Where can we build commercial squads?
Up to now, most organizations have responded to the challenges of the pandemic by trying to improve their efficiency, optimizing wherever possible. I believe that a better ploy is to become a dynamic, adaptable organization.
Businesses need to spot any barriers to adaptability within their organization and act swiftly to remove them. They should remember that the design of their organization has more impact on their performance than the quality of its individual parts. Of course, having the right skills in the right place still matters, but the interactions between different individual nodes are significantly more important than the nodes themselves.
The dynamic, cross-functional commercial squads I mentioned above can form a key element in what makes an organization adaptable. Using commercial squads is preferable to sticking with traditional, rigidly structured, separate commercial units — sales, pricing, distribution, promotion, and so on — each with its own budget target. The squads should have shared business goals, such as increasing gross profits or the firm’s share of specific segments.
Most organizations are surprised to find that improving performance is more of a design challenge than a challenge with the skills of individual employees. That may even come as something of a relief to companies that feel they’re losing the war for talent (although it should not be an excuse for them to let up on that battlefront, either).
At this point, CEOs may be feeling somewhat overwhelmed. How many fronts do we have to fight on at once? After all the shifts we made in response to Covid-19, are you now seriously asking us to implement yet more changes in order to return to growth?

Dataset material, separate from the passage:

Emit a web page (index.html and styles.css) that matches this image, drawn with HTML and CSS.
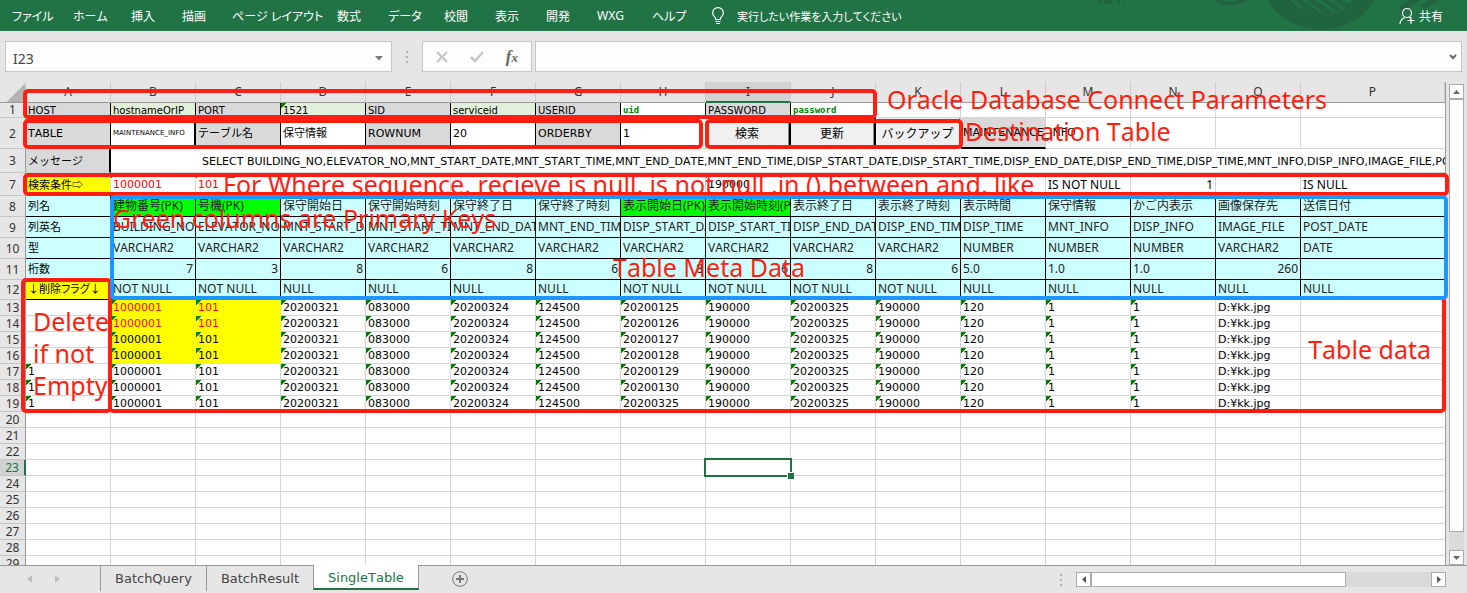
FILE: index.html
```
<!DOCTYPE html>
<html lang="ja">
<head>
<meta charset="utf-8">
<title>SingleTable</title>
<link rel="stylesheet" href="styles.css">
</head>
<body>
<header class="ribbon">
  <svg class="ribbon-art" viewBox="0 0 387 31" aria-hidden="true">
    <g fill="#22633f">
      <path d="M18 0h4v2h-4zM24 0h8v4h-14v-1h6zM38 0h2v3h-2zM43 0h2v2h-2z"/>
      <path d="M134 0a19 9 0 0 0 34 0h-9a10 6 0 0 1-16 0z"/>
      <path d="M188 0a58 50 0 0 0 106 0h-22l-2 4-8-4h-8l12 8-3 2-15-10h-8l18 12-4 1-19-13h-8l17 13-5-1-17-12h-8l12 9C219 9 213 4 211 0z"/>
      <path d="M330 0h10l-16 12-7-4zM349 0h9l-10 8-8-2z"/>
    </g>
  </svg>
  <nav class="ribbon-tabs">
    <a href="#">ファイル</a><a href="#">ホーム</a><a href="#">挿入</a><a href="#">描画</a><a href="#">ページ レイアウト</a><a href="#">数式</a><a href="#">データ</a><a href="#">校閲</a><a href="#">表示</a><a href="#">開発</a><a href="#">WXG</a><a href="#">ヘルプ</a>
  </nav>
  <a class="tell-me" href="#">
    <svg width="14" height="18" viewBox="0 0 14 18" fill="none" stroke="#fff" stroke-width="1.2"><path d="M4.500 12.500V11C3 9.500 1.600 8.300 1.600 6a5.400 5.400 0 0 1 10.800 0c0 2.300-1.400 3.500-2.900 5v1.500zM4.500 14.500h5M5 16.500h4"/></svg>
    実行したい作業を入力してください
  </a>
  <button class="share" type="button">
    <svg width="17" height="18" viewBox="0 0 17 18" fill="none" stroke="#fff" stroke-width="1.2"><circle cx="8" cy="6" r="4.500"/><path d="M1 17c.3-3.500 2-5.500 5-6.500M10 10l1.500 1M12 10v7M8.500 13.500h7"/></svg>
    共有
  </button>
</header>

<div class="formula-bar">
  <div class="name-box">
    <input type="text" value="I23" aria-label="名前ボックス">
    <svg width="8" height="5" viewBox="0 0 8 5"><path d="M0 0h8L4 4.500z" fill="#777"/></svg>
  </div>
  <div class="dots"><i></i><i></i><i></i></div>
  <div class="fx-box">
    <button type="button" aria-label="キャンセル"><svg width="12" height="12" viewBox="0 0 12 12"><path d="M1 1l10 10M11 1L1 11" stroke="#c4c4c4" stroke-width="2"/></svg></button>
    <button type="button" aria-label="入力"><svg width="14" height="12" viewBox="0 0 14 12"><path d="M1 6l4 4 8-9" fill="none" stroke="#c4c4c4" stroke-width="2.500"/></svg></button>
    <button type="button" class="fx" aria-label="関数の挿入">f<small>x</small></button>
  </div>
  <div class="formula">
    <input type="text" aria-label="数式バー">
    <svg width="8" height="6" viewBox="0 0 8 6"><path d="M1 1l3 3 3-3" fill="none" stroke="#666" stroke-width="2"/></svg>
  </div>
</div>

<main class="sheet">
  <div class="grid">
    <table>
      <colgroup id="cols"></colgroup>
      <thead><tr id="letters"></tr></thead>
      <tbody id="rows"></tbody>
    </table>
  </div>
  <div class="vscroll">
    <button type="button" aria-label="上へ"><svg width="7" height="4" viewBox="0 0 7 4"><path d="M0 4h7L3.500 0z" fill="#666"/></svg></button>
    <div class="vtrack"><div class="vthumb"></div></div>
    <button type="button" aria-label="下へ"><svg width="7" height="4" viewBox="0 0 7 4"><path d="M0 0h7L3.500 4z" fill="#666"/></svg></button>
  </div>

  <div class="mark m-connect"></div>
  <div class="mark m-table"></div>
  <div class="mark m-buttons"></div>
  <div class="mark m-data"></div>
  <div class="mark m-where"><span>For Where sequence, recieve is null, is not null ,in (),between and, like</span></div>
  <div class="mark m-delete"><span>Delete<br>if not<br>Empty</span></div>
  <div class="mark m-meta"></div>
  <p class="note n-connect">Oracle Database Connect Parameters</p>
  <p class="note n-dest">Destination Table</p>
  <p class="note n-green">Green columns are Primary Keys</p>
  <p class="note n-meta">Table Meta Data</p>
  <p class="note n-data">Table data</p>
</main>

<footer class="tab-bar">
  <button class="arrow" type="button" aria-label="前のシート"><svg width="5" height="8" viewBox="0 0 5 8"><path d="M5 0v8L0 4z" fill="#c0c0c0"/></svg></button>
  <button class="arrow" type="button" aria-label="次のシート"><svg width="5" height="8" viewBox="0 0 5 8"><path d="M0 0v8l5-4z" fill="#c0c0c0"/></svg></button>
  <nav class="tabs"><a href="#">BatchQuery</a><a href="#">BatchResult</a><a href="#" class="active">SingleTable</a></nav>
  <button class="add" type="button" aria-label="新しいシート"><svg width="16" height="16" viewBox="0 0 16 16" fill="none" stroke="#777"><circle cx="8" cy="8" r="7.300"/><path d="M8 4v8M4 8h8" stroke-width="2"/></svg></button>
  <div class="dots"><i></i><i></i><i></i></div>
  <div class="hscroll">
    <button type="button" aria-label="左へ"><svg width="4" height="7" viewBox="0 0 4 7"><path d="M4 0v7L0 3.500z" fill="#555"/></svg></button>
    <div class="htrack"><div class="hthumb"></div></div>
    <button type="button" aria-label="右へ"><svg width="4" height="7" viewBox="0 0 4 7"><path d="M0 0v7l4-3.500z" fill="#555"/></svg></button>
  </div>
</footer>
<script src="sheet.js"></script>
</body>
</html>
```
FILE: sheet.js
```
const letters = 'ABCDEFGHIJKLMNOP'.split('');
document.getElementById('cols').innerHTML =
  '<col class="c-num">' + letters.map((l, i) => i < 15 ? '<col class="c-std">' : '<col>').join('');
document.getElementById('letters').innerHTML =
  '<th class="corner"></th>' + letters.map(l => `<th scope="col"${l === 'I' ? ' class="current"' : ''}>${l}</th>`).join('');

const out = [];
const cell = (text = '', cls = '') => `<td class="${cls}">${text}</td>`;
function row(n, cls, cells) {
  while (cells.length < 16) cells.push(cell());
  out.push(`<tr class="${cls}"><th scope="row">${n}</th>${cells.join('')}</tr>`);
}

row(1, 'r1', [
  cell('HOST', 'label'), cell('hostnameOrIP', 'param'), cell('PORT', 'label'), cell('1521', 'param flag'),
  cell('SID', 'label'), cell('serviceid', 'param'), cell('USERID', 'label'), cell('uid', 'secret'),
  cell('PASSWORD', 'label'), cell('password', 'secret')
]);
row(2, 'r2', [
  cell('TABLE', 'label'), cell('MAINTENANCE_INFO', 'tiny thick'), cell('テーブル名', 'label'), cell('保守情報', 'edge'),
  cell('ROWNUM', 'label'), cell('20', 'edge flag'), cell('ORDERBY', 'label'), cell('1', 'flag'),
  cell('<button type="button">検索</button>', 'host thick'), cell('<button type="button">更新</button>', 'host thick'),
  cell('<button type="button">バックアップ</button>', 'host'), cell('MAINTENANCE_INFO', 'dest')
]);
const fields = ['BUILDING_NO', 'ELEVATOR_NO', 'MNT_START_DATE', 'MNT_START_TIME', 'MNT_END_DATE', 'MNT_END_TIME',
  'DISP_START_DATE', 'DISP_START_TIME', 'DISP_END_DATE', 'DISP_END_TIME', 'DISP_TIME', 'MNT_INFO', 'DISP_INFO',
  'IMAGE_FILE', 'POST_DATE'];
out.push(`<tr class="r3"><th scope="row">3</th><td class="label thick">メッセージ</td><td colspan="15" class="sql">SELECT ${fields.join(',')}</td></tr>`);
row(7, 'r7', [
  cell('検索条件⇨', 'key'), cell('1000001', 'red flag'), cell('101', 'red flag'), cell(), cell(), cell(), cell(), cell(),
  cell('190000', 'flag'), cell(), cell(), cell(), cell('IS NOT NULL', 'plain'), cell('1', 'plain num'), cell(), cell('IS NULL', 'plain')
]);

const names = ['建物番号(PK)', '号機(PK)', '保守開始日', '保守開始時刻', '保守終了日', '保守終了時刻', '表示開始日(PK)',
  '表示開始時刻(PK)', '表示終了日', '表示終了時刻', '表示時間', '保守情報', 'かご内表示', '画像保存先', '送信日付'];
const types = 'VARCHAR2 '.repeat(10).trim().split(' ').concat('NUMBER', 'NUMBER', 'NUMBER', 'VARCHAR2', 'DATE');
const sizes = ['7', '3', '8', '6', '8', '6', '8', '6', '8', '6', '5.0', '1.0', '1.0', '260', ''];
const required = [0, 1, 6, 7, 8, 9];
row(8, 'meta', [cell('列名'), ...names.map(t => cell(t, t.includes('PK') ? 'pk' : ''))]);
row(9, 'meta', [cell('列英名'), ...fields.map(t => cell(t))]);
row(10, 'meta', [cell('型'), ...types.map(t => cell(t))]);
row(11, 'meta', [cell('桁数'), ...sizes.map(t => cell(t, t.includes('.') ? '' : 'num'))]);
row(12, 'meta short', [cell('↓削除フラグ↓', 'key'), ...fields.map((f, i) => cell(required.includes(i) ? 'NOT NULL' : 'NULL'))]);

['20200125', '20200126', '20200127', '20200128', '20200129', '20200130', '20200325'].forEach((day, i) => {
  const key = 'flag' + (i < 4 ? ' hit' : '') + (i < 2 ? ' red' : '');
  row(13 + i, 'data', [
    i > 3 ? cell('1', 'flag') : cell(), cell('1000001', key), cell('101', key),
    ...['20200321', '083000', '20200324', '124500', day, '190000', '20200325', '190000', '120', '1', '1'].map(t => cell(t, 'flag')),
    cell('D:¥kk.jpg')
  ]);
});
for (let n = 20; n < 30; n++) {
  const cells = letters.map(l => n === 23 && l === 'I' ? cell('', 'selected') : cell());
  row(n, n === 23 ? 'data current' : 'data', cells);
}
document.getElementById('rows').innerHTML = out.join('');
```
FILE: styles.css
```
* { box-sizing: border-box; }
body {
  margin: 0;
  height: 100vh;
  display: flex;
  flex-direction: column;
  background: #e6e6e6;
  font-family: "DejaVu Sans", "Noto Sans CJK JP", sans-serif;
  font-size: 11px;
  font-kerning: none;
  color: #000;
  overflow: hidden;
}
button { font: inherit; color: inherit; padding: 0; border: 0; background: none; }
input { font: inherit; border: 0; outline: 0; background: none; min-width: 0; flex: 1; padding: 0; }
a { color: inherit; text-decoration: none; }
svg { display: block; flex: none; }

/* ribbon */
.ribbon {
  flex: none;
  height: 31px;
  display: flex;
  align-items: center;
  position: relative;
  padding: 0 24px 0 12px;
  background: #217346;
  color: #fff;
  font-family: "Noto Sans", "Noto Sans CJK JP", sans-serif;
  font-size: 12px;
  font-feature-settings: "palt";
  white-space: nowrap;
}
.ribbon-art { position: absolute; right: 0; top: 0; width: 387px; height: 31px; }
.ribbon-tabs {
  display: grid;
  grid-template-columns: 61px 58px 51px 50px 105px 51px 56px 51px 51px 51px 55px 59px;
}
.tell-me { display: flex; align-items: center; gap: 12px; font-size: 11px; }
.share { position: relative; margin-left: auto; display: flex; align-items: center; gap: 3px; }

/* formula bar */
.formula-bar { flex: none; display: flex; align-items: center; padding: 10px 5px; height: 51px; }
.name-box, .fx-box, .formula {
  display: flex;
  align-items: center;
  height: 31px;
  border: 1px solid #c6c6c6;
  background: #fdfdfd;
}
.name-box {
  flex: 0 0 387px;
  padding: 3px 8px 0 7px;
  font: 14px "Noto Sans", sans-serif;
}
.name-box input { color: #444; }
.fx-box { flex: 0 0 110px; justify-content: space-around; padding: 0 2px; }
.fx { color: #666; font: italic bold 17px "Liberation Serif", serif; }
.fx small { font-size: 13px; }
.formula { flex: 1; margin-left: 3px; padding: 0 4px; }
.dots { width: 30px; display: grid; gap: 3px; justify-content: center; }
.dots i { width: 2px; height: 2px; background: #b0b0b0; }

/* sheet */
.sheet { flex: 1; min-height: 0; display: flex; position: relative; }
.grid { flex: 1; min-width: 0; overflow: hidden; border-right: 1px solid #999; }
table { width: 100%; table-layout: fixed; border-collapse: separate; border-spacing: 0; background: #fff; }
.c-num { width: 26px; }
.c-std { width: 85px; }
th {
  padding: 0;
  background: #e6e6e6;
  font: 12px/15px "Noto Sans", sans-serif;
  color: #333;
}
thead th { height: 21px; line-height: 16px; border-right: 1px solid #ccc; border-bottom: 1px solid #999; }
thead .current { background: #d2d2d2; border-bottom: 2px solid #217346; }
thead .corner { background: linear-gradient(135deg, #e6e6e6 60%, #b4b4b4 60%); }
tbody th { border-right: 1px solid #999; border-bottom: 1px solid #c6c6c6; }
td {
  padding: 0 2px;
  line-height: 15px;
  border-right: 1px solid #d4d4d4;
  border-bottom: 1px solid #d4d4d4;
  white-space: nowrap;
  overflow: hidden;
}
td:last-child { border-right: 0; }
.flag { background-image: linear-gradient(135deg, #008000 4px, transparent 4px); }
.num { text-align: right; }
.red { color: #f00; }
.label { background-color: #d9d9d9; border-right-color: #000; }
.r1 { height: 15px; font-size: 10px; }
.r1 th { line-height: 14px; }
.r1 td { padding-top: 1px; line-height: 13px; }
.r1 .param { background-color: #e2efda; border-right-color: #000; }
.r1 .secret { color: #008000; font: bold 9px/13px "DejaVu Sans Mono", monospace; border-right-color: #000; }
.r2 { height: 31px; }
.r2 td { line-height: 29px; }
.r2 .tiny { font-size: 7px; }
.r2 .edge { border-right-color: #000; }
.r2 .thick, .r3 .thick { border-right: 2px solid #000; }
.r2 .host { padding: 0; }
.host button {
  display: block;
  width: 100%;
  height: 30px;
  padding-bottom: 2px;
  background: #f0f0f0;
  border-right: 1px solid #888;
  border-bottom: 2px solid #888;
  font-family: "Noto Sans CJK JP", sans-serif;
  font-size: 12px;
}
.r2 .dest { background: #d9d9d9; overflow: visible; border-bottom: 2px solid #000; }
.r3 { height: 24px; }
.r3 td { padding-top: 2px; }
.r3 .sql { padding-left: 91px; }
.r7 { height: 23px; }
.r7 .key, .meta .key { background: #ff0; }
.r7 .plain { font-family: "Noto Sans", sans-serif; font-size: 12px; }
.meta { height: 21px; }
.meta.short { height: 20px; }
.meta td {
  padding-bottom: 2px;
  background: #cff;
  border-color: #000;
  font-family: "Noto Sans", "Noto Sans CJK JP", sans-serif;
  font-size: 12px;
  color: #222;
}
.meta td:first-of-type, .r7 .key { font-family: "Noto Sans CJK JP", sans-serif; font-size: 11px; color: #000; }
.meta.short .key { font-feature-settings: "palt"; }
.meta .pk { background: #0f0; }
.data { height: 16px; }
.data td { padding-top: 1px; line-height: 14px; }
.data .hit { background-color: #ff0; border-color: #ff0; }
.data.current th { background: #d2d2d2; color: #217346; border-right: 2px solid #217346; }
.selected { position: relative; overflow: visible; }
.selected::before { content: ""; position: absolute; inset: -2px -2px -2px -2px; border: 2px solid #217346; }
.selected::after {
  content: "";
  position: absolute;
  right: -4px;
  bottom: -4px;
  width: 6px;
  height: 6px;
  background: #217346;
  border: solid #fff;
  border-width: 1px 0 0 1px;
}

/* scroll bars */
.vscroll { flex: none; width: 21px; padding: 2px 3px 0; display: flex; flex-direction: column; }
.vscroll button, .hscroll button {
  flex: none;
  width: 15px;
  height: 15px;
  display: grid;
  place-items: center;
  background: #fff;
  border: 1px solid #ababab;
}
.vtrack { flex: 1; background: #dadada; }
.vthumb { height: 96%; background: #fff; border: 1px solid #ababab; }

/* annotations */
.mark { position: absolute; border: 4px solid #ff1e10; border-radius: 5px; }
.note, .mark span {
  margin: 0;
  color: #ff1e10;
  font-family: "Noto Sans", sans-serif;
  font-size: 25px;
  line-height: 32px;
  white-space: nowrap;
}
.note { position: absolute; }
.m-connect { left: 23px; top: 7px; width: 854px; height: 30px; }
.m-table { left: 23px; top: 37px; width: 680px; height: 30px; }
.m-buttons { left: 705px; top: 37px; width: 258px; height: 30px; }
.m-where { left: 23px; right: 18px; top: 91px; height: 23px; display: flex; align-items: center; overflow: hidden; padding: 0 0 2px 196px; }
.m-meta { left: 110px; right: 19px; top: 113px; height: 105px; border-color: #1e96ff; }
.m-delete { left: 21px; top: 196px; width: 91px; height: 135px; padding: 23px 0 0 8px; overflow: hidden; }
.m-delete span { display: block; }
.m-data { left: 108px; right: 21px; top: 214px; height: 117px; }
.n-connect { left: 887px; top: 1px; }
.n-dest { left: 965px; top: 33px; }
.n-green { left: 113px; top: 120px; }
.n-meta { left: 613px; top: 169px; }
.n-data { right: 36px; top: 251px; }

/* sheet tabs */
.tab-bar {
  flex: none;
  height: 28px;
  display: flex;
  align-items: flex-start;
  border-top: 1px solid #999;
  padding: 0 21px 0 15px;
}
.arrow { width: 28px; height: 26px; display: grid; place-items: center; }
.tabs {
  display: flex;
  margin-left: 29px;
  font-size: 13px;
  color: #444;
}
.tabs a { height: 25px; line-height: 25px; padding: 0 14px; border-left: 1px solid #999; }
.tabs .active {
  margin-top: -1px;
  background: #fff;
  color: #217346;
  border-right: 1px solid #999;
  border-bottom: 2px solid #217346;
}
.add { margin: 5px auto 0 33px; }
.tab-bar .dots { padding-top: 8px; }
.hscroll { flex: 0 0 370px; display: flex; margin-top: 6px; }
.htrack { flex: 1; background: #dadada; }
.hthumb { width: 75%; height: 15px; background: #fff; border: 1px solid #ababab; }
```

Again, I believe that the answer lies in the ability to adapt. This needs to be written into the company’s DNA. And that places an even greater focus on the role of leadership, as reshaping an organization’s culture or mindset is the work of its leaders. This is particularly true of network structures, as opposed to hierarchies: Rather than relying on their power and position, leaders in network-based organizations need to propagate the new culture of adaptability by modeling it in their own day-to-day interactions and decisions.
To go back to where we started from: Re-thinking and re-gearing will put you in the best possible position to re-grow. The good news is that in these times of limited resources, the big bets aren’t necessarily the best bets. Having the right mindset anchored in your organization and the right structures and networks to back it up is a surer way to not only survive tomorrow’s challenges, but to prosper. The five questions above can help you identify where you need to take action and ensure that you rise to the challenges of the new normal.